● Provided data:
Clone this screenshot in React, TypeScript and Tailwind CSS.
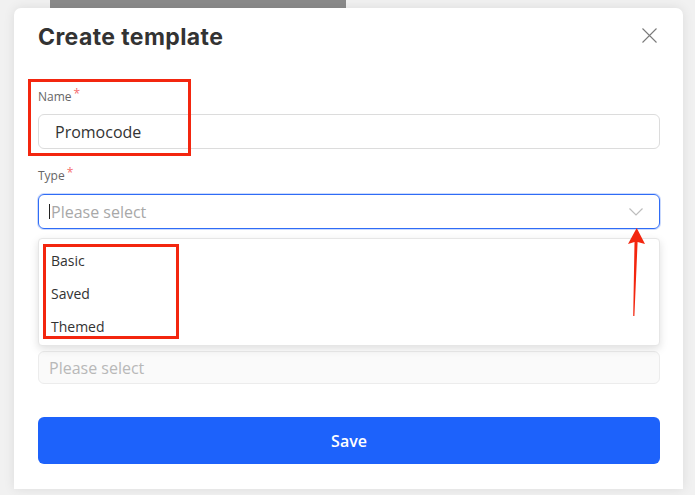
import { useState } from 'react';

const fieldFont = { fontFamily: '"Open Sans", "Noto Sans", sans-serif' };

const Label = ({ text }: { text: string }) => (
  <div className="flex items-start h-[18px] text-[12px] leading-[18px] text-[#666]">
    <span>{text}</span>
    <span className="ml-[2px] text-[12px] leading-[12px] text-[#f56c6c]">*</span>
  </div>
);

export default function App() {
  const [name, setName] = useState('Promocode');
  const options = ['Basic', 'Saved', 'Themed'];

  return (
    <div
      className="w-[695px] h-[495px] bg-[#f1f1f1] overflow-hidden flex flex-col"
      style={fieldFont}
    >
      {/* Page content peeking behind the modal */}
      <div className="h-[8px] ml-[50px] w-[296px] bg-[#8b8b8b] shrink-0" />

      {/* Modal */}
      <div className="relative ml-[14px] w-[669px] h-[481px] shrink-0 bg-white rounded-t-[7px] pl-[24px] pr-[23px] pt-[14px] shadow-[0_0_12px_rgba(0,0,0,0.09)]">
        {/* Header */}
        <div className="flex justify-between items-start">
          <h2
            className="h-[30px] text-[23px] leading-[30px] font-bold text-[#333] tracking-[0.4px]"
            style={{ fontFamily: 'Inter, "Noto Sans", sans-serif' }}
          >
            Create template
          </h2>
          <button className="mt-[6px] mr-[3px] w-[15px] h-[15px] text-[#7a7a7a]">
            <svg viewBox="0 0 15 15" className="w-[15px] h-[15px]" fill="none" stroke="currentColor" strokeWidth={1.1}>
              <path d="M0.5 0.5L14.5 14.5M14.5 0.5L0.5 14.5" />
            </svg>
          </button>
        </div>

        {/* Name */}
        <div className="mt-[36px]">
          <Label text="Name" />
          <input
            value={name}
            onChange={(e) => setName(e.target.value)}
            className="mt-[8px] w-full h-[35px] rounded-[6px] border border-[#dcdcdc] pl-[16px] text-[16px] text-[#333] outline-none"
          />
        </div>

        {/* Type */}
        <div className="mt-[18px]">
          <Label text="Type" />
          <div className="mt-[9px] w-full h-[35px] rounded-[6px] border border-[#2f6cf6] ring-1 ring-[#2f6cf6]/25 flex items-center pl-[10px] pr-[16px]">
            <span className="w-px h-[15px] bg-[#222]" />
            <span className="ml-[1px] text-[16px] text-[#a8a8a8] flex-1">Please select</span>
            <svg viewBox="0 0 14 8" className="w-[14px] h-[8px]" fill="none" stroke="#bdbdbd" strokeWidth={1.2}>
              <path d="M0.5 0.5L7 7L13.5 0.5" />
            </svg>
          </div>
        </div>

        {/* Fields hidden under the open dropdown */}
        <div className="mt-[18px] invisible">
          <Label text="Category" />
          <div className="mt-[8px] w-full h-[35px] rounded-[6px] border border-[#dcdcdc]" />
        </div>
        <div className="mt-[18px]">
          <div className="invisible">
            <Label text="Theme" />
          </div>
          <div className="mt-[7px] w-full h-[33px] rounded-[6px] border border-[#ececec] bg-[#fafafa] flex items-center pl-[10px] text-[16px] text-[#b8b8b8]">
            Please select
          </div>
        </div>

        {/* Save */}
        <button className="mt-[33px] w-full h-[47px] rounded-[6px] bg-[#1d62fb] text-white text-[16px] font-semibold">
          Save
        </button>

        {/* Dropdown */}
        <div className="absolute left-[24px] top-[230px] w-[622px] h-[108px] bg-white rounded-[4px] border border-[#e6e6e6] shadow-[0_3px_8px_rgba(0,0,0,0.13)] pt-[5px]">
          {options.map((o) => (
            <div key={o} className="h-[33px] leading-[33px] pl-[12px] text-[14px] text-[#333]">
              {o}
            </div>
          ))}
        </div>

        {/* Annotations */}
        <div className="absolute left-[14px] top-[71px] w-[163px] h-[77px] border-[3px] border-[#f3260f]" />
        <div className="absolute left-[29px] top-[236px] w-[136px] h-[95px] border-[3px] border-[#f3260f]" />
        <svg className="absolute left-[610px] top-[219px] w-[24px] h-[92px]" viewBox="0 0 24 92" fill="#f3260f">
          <path d="M12.7 1L4 17L10.5 15L9.2 89L10.4 89L13.6 15L21 17Z" />
        </svg>
      </div>
    </div>
  );
}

● The exercise: Skip the images and write out the rest of the listing exactly.

● Task output:
Clone this screenshot in React, TypeScript and Tailwind CSS.
import { useState } from 'react';

const fieldFont = { fontFamily: '"Open Sans", "Noto Sans", sans-serif' };

const Label = ({ text }: { text: string }) => (
  <div className="flex items-start h-[18px] text-[12px] leading-[18px] text-[#666]">
    <span>{text}</span>
    <span className="ml-[2px] text-[12px] leading-[12px] text-[#f56c6c]">*</span>
  </div>
);

export default function App() {
  const [name, setName] = useState('Promocode');
  const options = ['Basic', 'Saved', 'Themed'];

  return (
    <div
      className="w-[695px] h-[495px] bg-[#f1f1f1] overflow-hidden flex flex-col"
      style={fieldFont}
    >
      {/* Page content peeking behind the modal */}
      <div className="h-[8px] ml-[50px] w-[296px] bg-[#8b8b8b] shrink-0" />

      {/* Modal */}
      <div className="relative ml-[14px] w-[669px] h-[481px] shrink-0 bg-white rounded-t-[7px] pl-[24px] pr-[23px] pt-[14px] shadow-[0_0_12px_rgba(0,0,0,0.09)]">
        {/* Header */}
        <div className="flex justify-between items-start">
          <h2
            className="h-[30px] text-[23px] leading-[30px] font-bold text-[#333] tracking-[0.4px]"
            style={{ fontFamily: 'Inter, "Noto Sans", sans-serif' }}
          >
            Create template
          </h2>
          <button className="mt-[6px] mr-[3px] w-[15px] h-[15px] text-[#7a7a7a]">
            <svg viewBox="0 0 15 15" className="w-[15px] h-[15px]" fill="none" stroke="currentColor" strokeWidth={1.1}>
              <path d="M0.5 0.5L14.5 14.5M14.5 0.5L0.5 14.5" />
            </svg>
          </button>
        </div>

        {/* Name */}
        <div className="mt-[36px]">
          <Label text="Name" />
          <input
            value={name}
            onChange={(e) => setName(e.target.value)}
            className="mt-[8px] w-full h-[35px] rounded-[6px] border border-[#dcdcdc] pl-[16px] text-[16px] text-[#333] outline-none"
          />
        </div>

        {/* Type */}
        <div className="mt-[18px]">
          <Label text="Type" />
          <div className="mt-[9px] w-full h-[35px] rounded-[6px] border border-[#2f6cf6] ring-1 ring-[#2f6cf6]/25 flex items-center pl-[10px] pr-[16px]">
            <span className="w-px h-[15px] bg-[#222]" />
            <span className="ml-[1px] text-[16px] text-[#a8a8a8] flex-1">Please select</span>
            <svg viewBox="0 0 14 8" className="w-[14px] h-[8px]" fill="none" stroke="#bdbdbd" strokeWidth={1.2}>
              <path d="M0.5 0.5L7 7L13.5 0.5" />
            </svg>
          </div>
        </div>

        {/* Fields hidden under the open dropdown */}
        <div className="mt-[18px] invisible">
          <Label text="Category" />
          <div className="mt-[8px] w-full h-[35px] rounded-[6px] border border-[#dcdcdc]" />
        </div>
        <div className="mt-[18px]">
          <div className="invisible">
            <Label text="Theme" />
          </div>
          <div className="mt-[7px] w-full h-[33px] rounded-[6px] border border-[#ececec] bg-[#fafafa] flex items-center pl-[10px] text-[16px] text-[#b8b8b8]">
            Please select
          </div>
        </div>

        {/* Save */}
        <button className="mt-[33px] w-full h-[47px] rounded-[6px] bg-[#1d62fb] text-white text-[16px] font-semibold">
          Save
        </button>

        {/* Dropdown */}
        <div className="absolute left-[24px] top-[230px] w-[622px] h-[108px] bg-white rounded-[4px] border border-[#e6e6e6] shadow-[0_3px_8px_rgba(0,0,0,0.13)] pt-[5px]">
          {options.map((o) => (
            <div key={o} className="h-[33px] leading-[33px] pl-[12px] text-[14px] text-[#333]">
              {o}
            </div>
          ))}
        </div>

        {/* Annotations */}
        <div className="absolute left-[14px] top-[71px] w-[163px] h-[77px] border-[3px] border-[#f3260f]" />
        <div className="absolute left-[29px] top-[236px] w-[136px] h-[95px] border-[3px] border-[#f3260f]" />
        <svg className="absolute left-[610px] top-[219px] w-[24px] h-[92px]" viewBox="0 0 24 92" fill="#f3260f">
          <path d="M12.7 1L4 17L10.5 15L9.2 89L10.4 89L13.6 15L21 17Z" />
        </svg>
      </div>
    </div>
  );
}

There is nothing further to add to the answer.